#### CHALLENGE
Write the data out again, character for character, with no images.

#### AVAILABLE DATA
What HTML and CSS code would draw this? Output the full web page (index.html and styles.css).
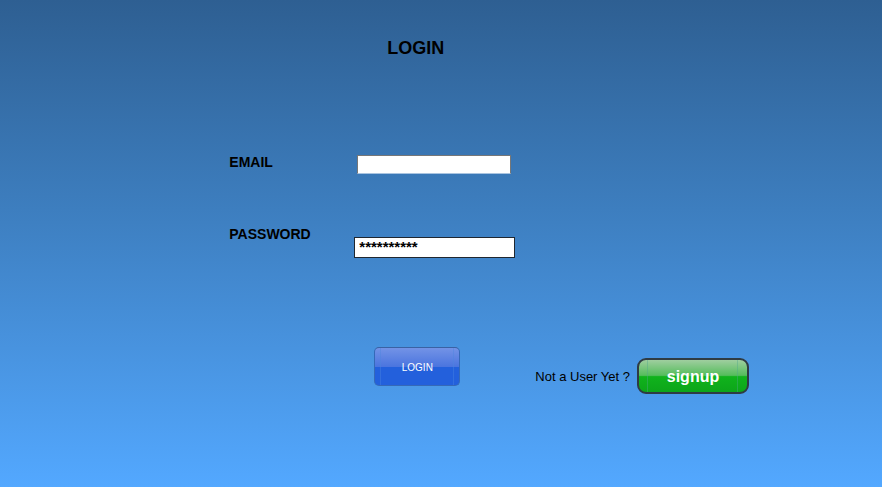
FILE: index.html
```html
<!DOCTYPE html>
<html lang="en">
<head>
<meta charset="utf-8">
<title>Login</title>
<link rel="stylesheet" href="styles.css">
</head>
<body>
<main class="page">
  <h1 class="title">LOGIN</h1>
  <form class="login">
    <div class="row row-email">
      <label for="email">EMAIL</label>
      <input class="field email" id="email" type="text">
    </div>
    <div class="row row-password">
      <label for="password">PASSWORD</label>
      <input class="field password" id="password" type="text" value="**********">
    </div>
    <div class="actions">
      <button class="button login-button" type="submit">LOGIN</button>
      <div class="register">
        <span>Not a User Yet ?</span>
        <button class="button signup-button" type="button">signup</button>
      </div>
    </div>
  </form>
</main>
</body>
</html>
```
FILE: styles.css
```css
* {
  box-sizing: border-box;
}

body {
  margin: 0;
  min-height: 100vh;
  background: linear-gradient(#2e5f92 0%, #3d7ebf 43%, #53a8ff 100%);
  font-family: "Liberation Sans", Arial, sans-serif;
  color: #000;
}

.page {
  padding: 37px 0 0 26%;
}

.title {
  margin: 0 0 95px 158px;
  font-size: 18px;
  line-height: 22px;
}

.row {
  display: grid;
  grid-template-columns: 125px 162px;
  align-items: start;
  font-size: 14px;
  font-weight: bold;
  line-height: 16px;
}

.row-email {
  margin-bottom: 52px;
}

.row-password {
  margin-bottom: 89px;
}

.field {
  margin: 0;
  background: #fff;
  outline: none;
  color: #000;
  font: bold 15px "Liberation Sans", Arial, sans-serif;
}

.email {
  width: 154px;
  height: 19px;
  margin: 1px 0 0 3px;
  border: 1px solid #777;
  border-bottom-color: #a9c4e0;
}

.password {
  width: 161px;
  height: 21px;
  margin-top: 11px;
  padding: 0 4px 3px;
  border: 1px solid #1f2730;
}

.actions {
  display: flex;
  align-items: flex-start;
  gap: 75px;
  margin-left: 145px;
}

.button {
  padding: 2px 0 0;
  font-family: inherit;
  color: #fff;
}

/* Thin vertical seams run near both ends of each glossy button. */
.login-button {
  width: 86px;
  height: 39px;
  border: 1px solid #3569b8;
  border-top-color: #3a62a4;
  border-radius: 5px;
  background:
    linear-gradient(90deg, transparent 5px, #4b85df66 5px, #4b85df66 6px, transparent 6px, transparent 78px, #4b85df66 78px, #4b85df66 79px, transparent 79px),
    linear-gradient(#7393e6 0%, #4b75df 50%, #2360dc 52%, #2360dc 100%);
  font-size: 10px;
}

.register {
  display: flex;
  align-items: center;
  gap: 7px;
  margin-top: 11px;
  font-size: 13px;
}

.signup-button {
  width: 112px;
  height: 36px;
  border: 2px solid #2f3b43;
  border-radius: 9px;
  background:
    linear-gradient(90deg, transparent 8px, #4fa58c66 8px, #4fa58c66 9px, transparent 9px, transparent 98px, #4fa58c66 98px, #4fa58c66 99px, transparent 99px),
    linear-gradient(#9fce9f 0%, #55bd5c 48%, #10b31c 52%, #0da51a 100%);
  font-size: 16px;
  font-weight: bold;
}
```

#### SOLUTION TO THIS PROBLEM
What HTML and CSS code would draw this? Output the full web page (index.html and styles.css).
FILE: index.html
```html
<!DOCTYPE html>
<html lang="en">
<head>
<meta charset="utf-8">
<title>Login</title>
<link rel="stylesheet" href="styles.css">
</head>
<body>
<main class="page">
  <h1 class="title">LOGIN</h1>
  <form class="login">
    <div class="row row-email">
      <label for="email">EMAIL</label>
      <input class="field email" id="email" type="text">
    </div>
    <div class="row row-password">
      <label for="password">PASSWORD</label>
      <input class="field password" id="password" type="text" value="**********">
    </div>
    <div class="actions">
      <button class="button login-button" type="submit">LOGIN</button>
      <div class="register">
        <span>Not a User Yet ?</span>
        <button class="button signup-button" type="button">signup</button>
      </div>
    </div>
  </form>
</main>
</body>
</html>
```
FILE: styles.css
```css
* {
  box-sizing: border-box;
}

body {
  margin: 0;
  min-height: 100vh;
  background: linear-gradient(#2e5f92 0%, #3d7ebf 43%, #53a8ff 100%);
  font-family: "Liberation Sans", Arial, sans-serif;
  color: #000;
}

.page {
  padding: 37px 0 0 26%;
}

.title {
  margin: 0 0 95px 158px;
  font-size: 18px;
  line-height: 22px;
}

.row {
  display: grid;
  grid-template-columns: 125px 162px;
  align-items: start;
  font-size: 14px;
  font-weight: bold;
  line-height: 16px;
}

.row-email {
  margin-bottom: 52px;
}

.row-password {
  margin-bottom: 89px;
}

.field {
  margin: 0;
  background: #fff;
  outline: none;
  color: #000;
  font: bold 15px "Liberation Sans", Arial, sans-serif;
}

.email {
  width: 154px;
  height: 19px;
  margin: 1px 0 0 3px;
  border: 1px solid #777;
  border-bottom-color: #a9c4e0;
}

.password {
  width: 161px;
  height: 21px;
  margin-top: 11px;
  padding: 0 4px 3px;
  border: 1px solid #1f2730;
}

.actions {
  display: flex;
  align-items: flex-start;
  gap: 75px;
  margin-left: 145px;
}

.button {
  padding: 2px 0 0;
  font-family: inherit;
  color: #fff;
}

/* Thin vertical seams run near both ends of each glossy button. */
.login-button {
  width: 86px;
  height: 39px;
  border: 1px solid #3569b8;
  border-top-color: #3a62a4;
  border-radius: 5px;
  background:
    linear-gradient(90deg, transparent 5px, #4b85df66 5px, #4b85df66 6px, transparent 6px, transparent 78px, #4b85df66 78px, #4b85df66 79px, transparent 79px),
    linear-gradient(#7393e6 0%, #4b75df 50%, #2360dc 52%, #2360dc 100%);
  font-size: 10px;
}

.register {
  display: flex;
  align-items: center;
  gap: 7px;
  margin-top: 11px;
  font-size: 13px;
}

.signup-button {
  width: 112px;
  height: 36px;
  border: 2px solid #2f3b43;
  border-radius: 9px;
  background:
    linear-gradient(90deg, transparent 8px, #4fa58c66 8px, #4fa58c66 9px, transparent 9px, transparent 98px, #4fa58c66 98px, #4fa58c66 99px, transparent 99px),
    linear-gradient(#9fce9f 0%, #55bd5c 48%, #10b31c 52%, #0da51a 100%);
  font-size: 16px;
  font-weight: bold;
}
```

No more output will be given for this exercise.